Well, the Shepp disc just ended. I don’t really want to listen to any of the other things I brought with me, not right now anyway, so I’m listening to Miles Davis’ The Complete Live at the Plugged Nickel 1965, which is on my hard drive in MP3 format. (Yes, I bought it.)
I prefer boxes like the Plugged Nickel set, which documents two nights of performances, every note played on each night, two boxes which collate, say, “The Complete Blue Note Recordings Of Ike Quebec.” (Note: Mosaic has done a couple of Ike Quebec boxes, but not a “Complete Blue Note Recordings.” There’s probably just too damn many of ’em to put in one spot.
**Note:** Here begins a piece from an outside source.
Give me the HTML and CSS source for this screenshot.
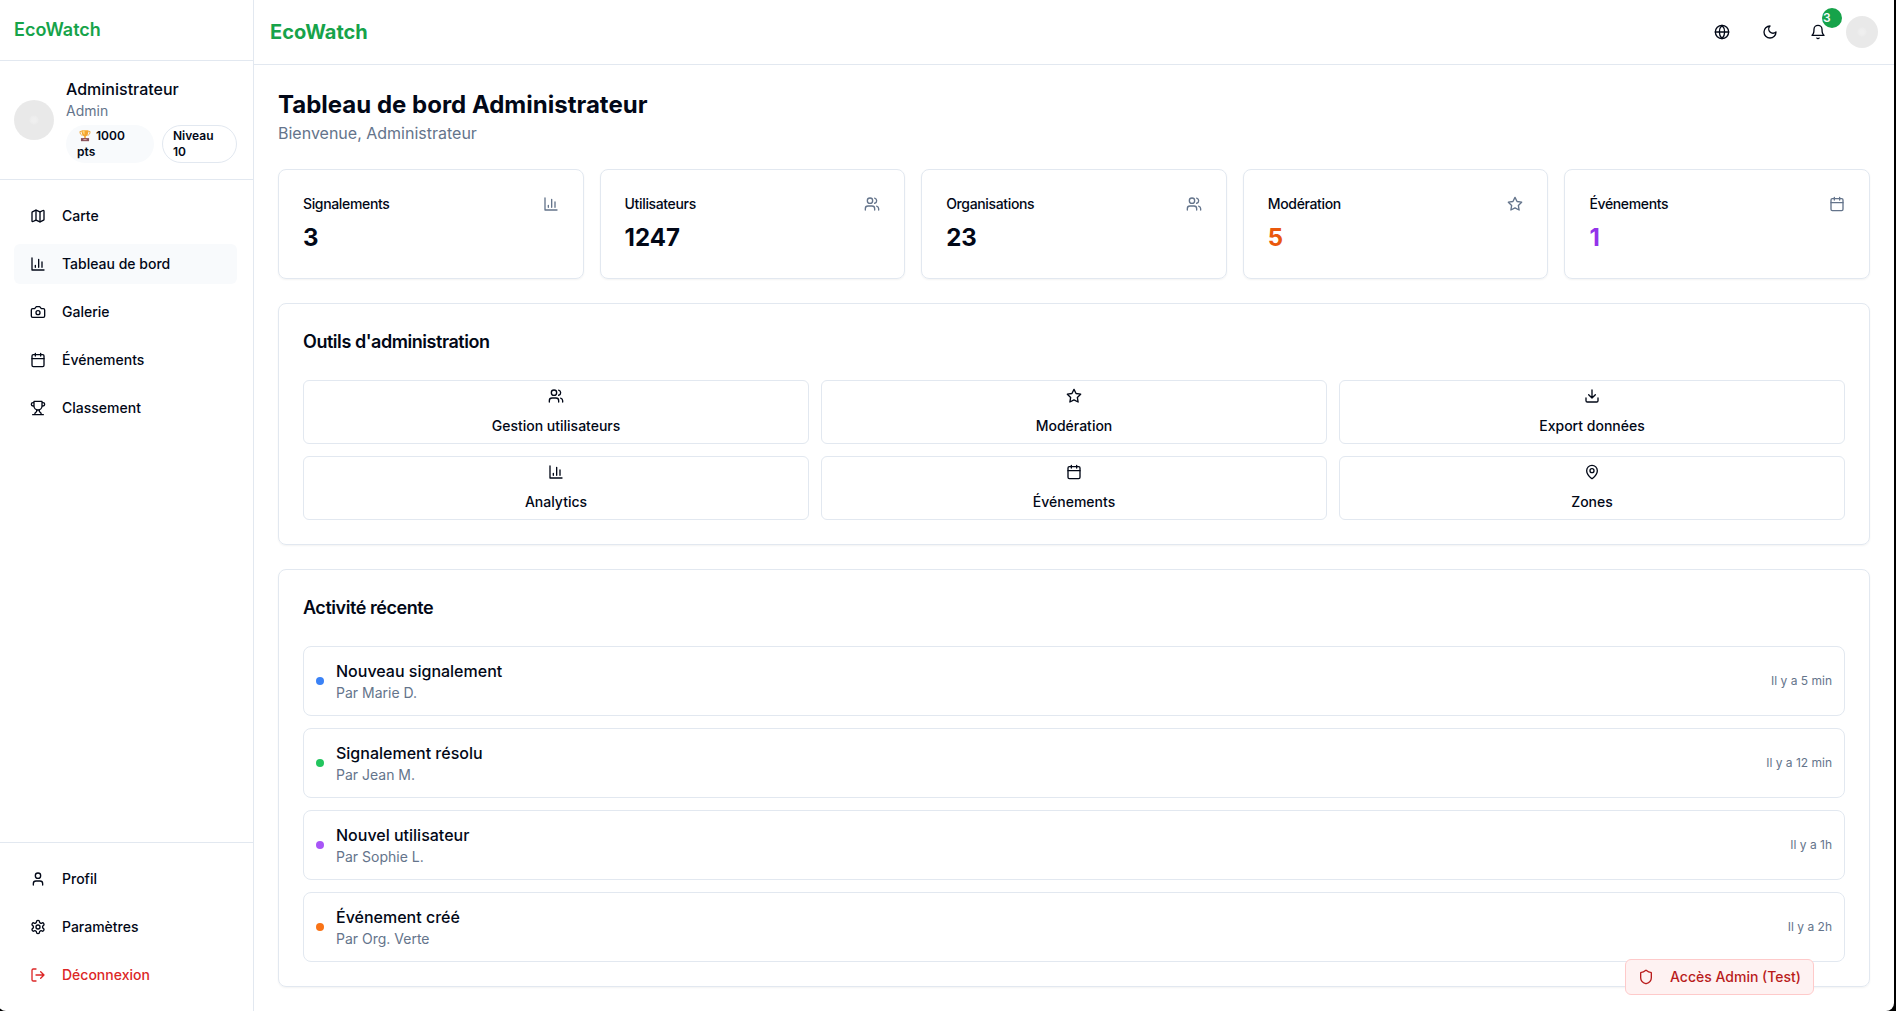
FILE: index.html
```html
<!DOCTYPE html>
<html lang="fr">
<head>
<meta charset="utf-8">
<title>EcoWatch</title>
<link rel="stylesheet" href="styles.css">
</head>
<body>
<svg class="sprite" aria-hidden="true">
  <symbol id="map" viewBox="0 0 24 24"><path d="M14.106 5.553a2 2 0 0 0 1.788 0l3.659-1.83A1 1 0 0 1 21 4.619v12.764a1 1 0 0 1-.553.894l-4.553 2.277a2 2 0 0 1-1.788 0l-4.212-2.106a2 2 0 0 0-1.788 0l-3.659 1.83A1 1 0 0 1 3 19.381V6.618a1 1 0 0 1 .553-.894l4.553-2.277a2 2 0 0 1 1.788 0z"/><path d="M15 5.764v15M9 3.236v15"/></symbol>
  <symbol id="chart" viewBox="0 0 24 24"><path d="M3 3v18h18M18 17V9M13 17V5M8 17v-3"/></symbol>
  <symbol id="camera" viewBox="0 0 24 24"><path d="M14.5 4h-5L7 7H4a2 2 0 0 0-2 2v9a2 2 0 0 0 2 2h16a2 2 0 0 0 2-2V9a2 2 0 0 0-2-2h-3l-2.500-3z"/><circle cx="12" cy="13" r="3"/></symbol>
  <symbol id="calendar" viewBox="0 0 24 24"><path d="M8 2v4M16 2v4"/><rect width="18" height="18" x="3" y="4" rx="2"/><path d="M3 10h18"/></symbol>
  <symbol id="trophy" viewBox="0 0 24 24"><path d="M6 9H4.500a2.500 2.500 0 0 1 0-5H6M18 9h1.500a2.500 2.500 0 0 0 0-5H18M4 22h16M10 14.660V17c0 .55-.47.98-.97 1.210C7.850 18.750 7 20.240 7 22M14 14.660V17c0 .55.47.98.97 1.210C16.150 18.750 17 20.240 17 22M18 2H6v7a6 6 0 0 0 12 0V2Z"/></symbol>
  <symbol id="user" viewBox="0 0 24 24"><path d="M19 21v-2a4 4 0 0 0-4-4H9a4 4 0 0 0-4 4v2"/><circle cx="12" cy="7" r="4"/></symbol>
  <symbol id="settings" viewBox="0 0 24 24"><path d="M12.220 2h-.44a2 2 0 0 0-2 2v.18a2 2 0 0 1-1 1.730l-.43.25a2 2 0 0 1-2 0l-.15-.08a2 2 0 0 0-2.730.73l-.22.38a2 2 0 0 0 .73 2.730l.15.1a2 2 0 0 1 1 1.720v.51a2 2 0 0 1-1 1.740l-.15.09a2 2 0 0 0-.73 2.730l.22.38a2 2 0 0 0 2.730.73l.15-.08a2 2 0 0 1 2 0l.43.25a2 2 0 0 1 1 1.730V20a2 2 0 0 0 2 2h.44a2 2 0 0 0 2-2v-.18a2 2 0 0 1 1-1.730l.43-.25a2 2 0 0 1 2 0l.15.08a2 2 0 0 0 2.730-.73l.22-.39a2 2 0 0 0-.73-2.730l-.15-.08a2 2 0 0 1-1-1.740v-.5a2 2 0 0 1 1-1.740l.15-.09a2 2 0 0 0 .73-2.730l-.22-.38a2 2 0 0 0-2.730-.73l-.15.08a2 2 0 0 1-2 0l-.43-.25a2 2 0 0 1-1-1.730V4a2 2 0 0 0-2-2z"/><circle cx="12" cy="12" r="3"/></symbol>
  <symbol id="logout" viewBox="0 0 24 24"><path d="M9 21H5a2 2 0 0 1-2-2V5a2 2 0 0 1 2-2h4M16 17l5-5-5-5M21 12H9"/></symbol>
  <symbol id="globe" viewBox="0 0 24 24"><circle cx="12" cy="12" r="10"/><path d="M12 2a14.500 14.500 0 0 0 0 20 14.500 14.500 0 0 0 0-20M2 12h20"/></symbol>
  <symbol id="moon" viewBox="0 0 24 24"><path d="M12 3a6 6 0 0 0 9 9 9 9 0 1 1-9-9Z"/></symbol>
  <symbol id="bell" viewBox="0 0 24 24"><path d="M6 8a6 6 0 0 1 12 0c0 7 3 9 3 9H3s3-2 3-9M10.300 21a1.940 1.940 0 0 0 3.400 0"/></symbol>
  <symbol id="users" viewBox="0 0 24 24"><path d="M16 21v-2a4 4 0 0 0-4-4H6a4 4 0 0 0-4 4v2"/><circle cx="9" cy="7" r="4"/><path d="M22 21v-2a4 4 0 0 0-3-3.870M16 3.130a4 4 0 0 1 0 7.750"/></symbol>
  <symbol id="star" viewBox="0 0 24 24"><path d="M12 2l3.090 6.260L22 9.270l-5 4.870 1.180 6.880L12 17.770l-6.180 3.250L7 14.140 2 9.270l6.910-1.010z"/></symbol>
  <symbol id="download" viewBox="0 0 24 24"><path d="M21 15v4a2 2 0 0 1-2 2H5a2 2 0 0 1-2-2v-4M7 10l5 5 5-5M12 15V3"/></symbol>
  <symbol id="pin" viewBox="0 0 24 24"><path d="M20 10c0 4.993-5.539 10.193-7.399 11.799a1 1 0 0 1-1.202 0C9.539 20.193 4 14.993 4 10a8 8 0 0 1 16 0"/><circle cx="12" cy="10" r="3"/></symbol>
  <symbol id="shield" viewBox="0 0 24 24"><path d="M20 13c0 5-3.500 7.500-7.660 8.950a1 1 0 0 1-.67-.01C7.500 20.500 4 18 4 13V6a1 1 0 0 1 1-1c2 0 4.500-1.200 6.240-2.720a1.170 1.170 0 0 1 1.520 0C14.510 3.810 17 5 19 5a1 1 0 0 1 1 1z"/></symbol>
</svg>

<div class="app">
  <aside class="sidebar">
    <div class="sidebar-brand">EcoWatch</div>
    <div class="profile">
      <span class="avatar avatar-md"></span>
      <div class="profile-info">
        <div class="profile-name">Administrateur</div>
        <div class="profile-role">Admin</div>
        <div class="badges">
          <span class="badge badge-points"><svg class="cup" viewBox="0 0 16 16"><path d="M4 3H1.800c0 3 1 4.500 3.200 4.700M12 3h2.200c0 3-1 4.500-3.200 4.700" fill="none" stroke="#eea83c" stroke-width="1.200"/><path d="M3.700 1.500h8.600C12.300 6 11 8.500 9 9v2h1.500v1h-5v-1H7V9C5 8.500 3.700 6 3.700 1.500z" fill="#f5a62f"/><path d="M5 2h2.500v5C5.800 6 5 4.500 5 2z" fill="#ffd578"/><path d="M3 11.200h10V15H3z" fill="#87505b"/><path d="M6 12.300h4v1.400H6z" fill="#d9a3a0"/></svg> 1000 pts</span>
          <span class="badge badge-level">Niveau 10</span>
        </div>
      </div>
    </div>
    <nav class="nav nav-main">
      <a class="nav-item"><svg class="icon"><use href="#map"/></svg>Carte</a>
      <a class="nav-item active"><svg class="icon"><use href="#chart"/></svg>Tableau de bord</a>
      <a class="nav-item"><svg class="icon"><use href="#camera"/></svg>Galerie</a>
      <a class="nav-item"><svg class="icon"><use href="#calendar"/></svg>Événements</a>
      <a class="nav-item"><svg class="icon"><use href="#trophy"/></svg>Classement</a>
    </nav>
    <nav class="nav nav-footer">
      <a class="nav-item"><svg class="icon"><use href="#user"/></svg>Profil</a>
      <a class="nav-item"><svg class="icon"><use href="#settings"/></svg>Paramètres</a>
      <a class="nav-item danger"><svg class="icon"><use href="#logout"/></svg>Déconnexion</a>
    </nav>
  </aside>

  <div class="page">
    <header class="topbar">
      <div class="topbar-brand">EcoWatch</div>
      <div class="topbar-actions">
        <button class="icon-button"><svg class="icon"><use href="#globe"/></svg></button>
        <button class="icon-button"><svg class="icon"><use href="#moon"/></svg></button>
        <button class="icon-button"><svg class="icon"><use href="#bell"/></svg><span class="count">3</span></button>
        <span class="avatar avatar-sm"></span>
      </div>
    </header>

    <main class="content">
      <div class="heading">
        <h1>Tableau de bord Administrateur</h1>
        <p>Bienvenue, Administrateur</p>
      </div>

      <section class="stats">
        <div class="card stat"><div class="stat-head">Signalements<svg class="icon"><use href="#chart"/></svg></div><div class="stat-value">3</div></div>
        <div class="card stat"><div class="stat-head">Utilisateurs<svg class="icon"><use href="#users"/></svg></div><div class="stat-value">1247</div></div>
        <div class="card stat"><div class="stat-head">Organisations<svg class="icon"><use href="#users"/></svg></div><div class="stat-value">23</div></div>
        <div class="card stat"><div class="stat-head">Modération<svg class="icon"><use href="#star"/></svg></div><div class="stat-value orange">5</div></div>
        <div class="card stat"><div class="stat-head">Événements<svg class="icon"><use href="#calendar"/></svg></div><div class="stat-value purple">1</div></div>
      </section>

      <section class="card">
        <h2>Outils d'administration</h2>
        <div class="tools">
          <button class="tool"><svg class="icon"><use href="#users"/></svg>Gestion utilisateurs</button>
          <button class="tool"><svg class="icon"><use href="#star"/></svg>Modération</button>
          <button class="tool"><svg class="icon"><use href="#download"/></svg>Export données</button>
          <button class="tool"><svg class="icon"><use href="#chart"/></svg>Analytics</button>
          <button class="tool"><svg class="icon"><use href="#calendar"/></svg>Événements</button>
          <button class="tool"><svg class="icon"><use href="#pin"/></svg>Zones</button>
        </div>
      </section>

      <section class="card">
        <h2>Activité récente</h2>
        <div class="activity">
          <div class="event"><span class="dot dot-blue"></span><div class="event-text"><div class="event-title">Nouveau signalement</div><div class="event-author">Par Marie D.</div></div><time>Il y a 5 min</time></div>
          <div class="event"><span class="dot dot-green"></span><div class="event-text"><div class="event-title">Signalement résolu</div><div class="event-author">Par Jean M.</div></div><time>Il y a 12 min</time></div>
          <div class="event"><span class="dot dot-purple"></span><div class="event-text"><div class="event-title">Nouvel utilisateur</div><div class="event-author">Par Sophie L.</div></div><time>Il y a 1h</time></div>
          <div class="event"><span class="dot dot-orange"></span><div class="event-text"><div class="event-title">Événement créé</div><div class="event-author">Par Org. Verte</div></div><time>Il y a 2h</time></div>
        </div>
      </section>
    </main>
  </div>
</div>

<button class="admin-access"><svg class="icon"><use href="#shield"/></svg>Accès Admin (Test)</button>
</body>
</html>
```
FILE: styles.css
```css
*,
*::before,
*::after {
  box-sizing: border-box;
}

body {
  margin: 0;
  background: #000;
  color: #020817;
  font-family: Inter, "Liberation Sans", sans-serif;
  font-size: 16px;
  line-height: 24px;
}

h1, h2, p {
  margin: 0;
}

button {
  font: inherit;
  color: inherit;
  background: none;
  border: 0;
  padding: 0;
}

.sprite {
  display: none;
}

.icon {
  width: 16px;
  height: 16px;
  flex: none;
  fill: none;
  stroke: currentColor;
  stroke-width: 2;
  stroke-linecap: round;
  stroke-linejoin: round;
}

.app {
  display: flex;
  width: 1896px;
  height: 1011px;
  margin-left: -2px;
  background: #fff;
  border-radius: 0 0 8px 8px;
  overflow: hidden;
}

/* Sidebar */
.sidebar {
  display: flex;
  flex-direction: column;
  flex: none;
  width: 256px;
  border-right: 1px solid #e2e8f0;
}

.sidebar-brand {
  padding: 16px;
  border-bottom: 1px solid #e2e8f0;
  color: #16a34a;
  font-size: 18px;
  font-weight: 600;
  line-height: 28px;
}

.profile {
  display: flex;
  align-items: center;
  gap: 12px;
  padding: 16px;
  border-bottom: 1px solid #e2e8f0;
}

.avatar {
  flex: none;
  border-radius: 50%;
  background: radial-gradient(circle, #efefef 0 2px, #ececec 4px, #e9e9e9 5px);
}

.avatar-md {
  width: 40px;
  height: 40px;
}

.avatar-sm {
  width: 32px;
  height: 32px;
}

.profile-name {
  font-weight: 500;
}

.profile-role {
  color: #64748b;
  font-size: 14px;
  line-height: 20px;
}

.badges {
  display: flex;
  gap: 8px;
  margin-top: 4px;
}

.badge {
  padding: 2px 10px;
  border: 1px solid transparent;
  border-radius: 19px;
  font-size: 12px;
  font-weight: 600;
  line-height: 16px;
}

.badge-points {
  width: 88px;
  background: #f8fafc;
}

.badge-level {
  width: 75px;
  border-color: #e2e8f0;
}

.cup {
  width: 16px;
  height: 13px;
  vertical-align: -2px;
}

.nav {
  display: flex;
  flex-direction: column;
  gap: 8px;
  padding: 16px;
}

.nav-main {
  flex: 1;
}

.nav-footer {
  border-top: 1px solid #e2e8f0;
}

.nav-item {
  display: flex;
  align-items: center;
  gap: 16px;
  height: 40px;
  padding: 0 16px;
  border-radius: 6px;
  font-size: 14px;
  font-weight: 500;
}

.nav-item.active {
  background: #f8fafc;
}

.nav-item.danger {
  color: #dc2626;
}

/* Top bar */
.page {
  flex: 1;
}

.topbar {
  display: flex;
  align-items: center;
  justify-content: space-between;
  height: 65px;
  padding: 0 16px;
  border-bottom: 1px solid #e2e8f0;
}

.topbar-brand {
  color: #16a34a;
  font-size: 20px;
  font-weight: 700;
  line-height: 28px;
}

.topbar-actions {
  display: flex;
  align-items: center;
  gap: 8px;
}

.icon-button {
  position: relative;
  display: flex;
  align-items: center;
  justify-content: center;
  width: 40px;
  height: 40px;
}

.count {
  position: absolute;
  top: -4px;
  right: -4px;
  width: 20px;
  height: 20px;
  padding: 1px;
  border-radius: 50%;
  background: #16a34a;
  color: #f8fafc;
  font-size: 12px;
  font-weight: 600;
  line-height: 18px;
  text-align: left;
}

/* Dashboard */
.content {
  display: flex;
  flex-direction: column;
  gap: 24px;
  padding: 24px;
}

.heading h1 {
  font-size: 24px;
  font-weight: 700;
  line-height: 32px;
}

.heading p {
  color: #64748b;
}

.card {
  padding: 24px;
  border: 1px solid #e2e8f0;
  border-radius: 8px;
  box-shadow: 0 1px 2px rgba(0, 0, 0, 0.05);
}

.card h2 {
  margin-bottom: 24px;
  font-size: 18px;
  font-weight: 600;
  line-height: 28px;
  letter-spacing: -0.025em;
}

.stats {
  display: grid;
  grid-template-columns: repeat(5, 1fr);
  gap: 16px;
}

.stat-head {
  display: flex;
  align-items: center;
  justify-content: space-between;
  margin-bottom: 8px;
  font-size: 14px;
  font-weight: 500;
  line-height: 20px;
  letter-spacing: -0.025em;
}

.stat-head .icon {
  color: #64748b;
}

.stat-value {
  font-size: 24px;
  font-weight: 700;
  line-height: 32px;
}

.orange {
  color: #ea580c;
}

.purple {
  color: #9333ea;
}

.tools {
  display: grid;
  grid-template-columns: repeat(3, 1fr);
  gap: 12px;
}

.tool {
  display: flex;
  flex-direction: column;
  align-items: center;
  justify-content: center;
  gap: 12px;
  height: 64px;
  border: 1px solid #e2e8f0;
  border-radius: 6px;
  font-size: 14px;
  font-weight: 500;
  line-height: 20px;
}

.activity {
  display: flex;
  flex-direction: column;
  gap: 12px;
}

.event {
  display: flex;
  align-items: center;
  gap: 12px;
  padding: 12px;
  border: 1px solid #e2e8f0;
  border-radius: 8px;
}

.dot {
  width: 8px;
  height: 8px;
  border-radius: 50%;
}

.dot-blue { background: #3b82f6; }
.dot-green { background: #22c55e; }
.dot-purple { background: #a855f7; }
.dot-orange { background: #f97316; }

.event-text {
  flex: 1;
}

.event-title {
  font-weight: 500;
}

.event-author {
  color: #64748b;
  font-size: 14px;
  line-height: 20px;
}

.event time {
  color: #64748b;
  font-size: 12px;
  line-height: 16px;
}

/* Floating shortcut */
.admin-access {
  position: fixed;
  right: 82px;
  bottom: 16px;
  display: flex;
  align-items: center;
  gap: 16px;
  height: 36px;
  padding: 0 12px;
  border: 1px solid #fecaca;
  border-radius: 6px;
  background: #fef2f2;
  color: #b91c1c;
  font-size: 14px;
  font-weight: 500;
}
```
I love that Mosaic exists, even if I can’t afford as many of their boxes as I’d like.) There’s a belief I can’t shake – artists put albums together the way they do for a reason, and to yank those tracks out of context and lump them together with a bunch of other tracks, usually shuffling them into chronological order, is a commercial decision and not an artistic one, and I don’t like it. The counter-argument, of course, is that by listening to a musician’s work chronologically, you can chart their progress. But chart it against what? Oh, he was able to hit that note on Disc Six that he missed on Disc Three. Sorry, that’s not as thrilling to me as hearing the tracks on, say, John Coltrane’s Crescent (which is juggled around on the eight-CD box of “Classic Quartet Studio Recordings” from Impulse!) leading perfectly into one another exactly the way Coltrane wanted them to.
This is why I don’t own as many boxes as some other critics. I’d rather listen to individual albums, and hear what the artist wanted me to hear.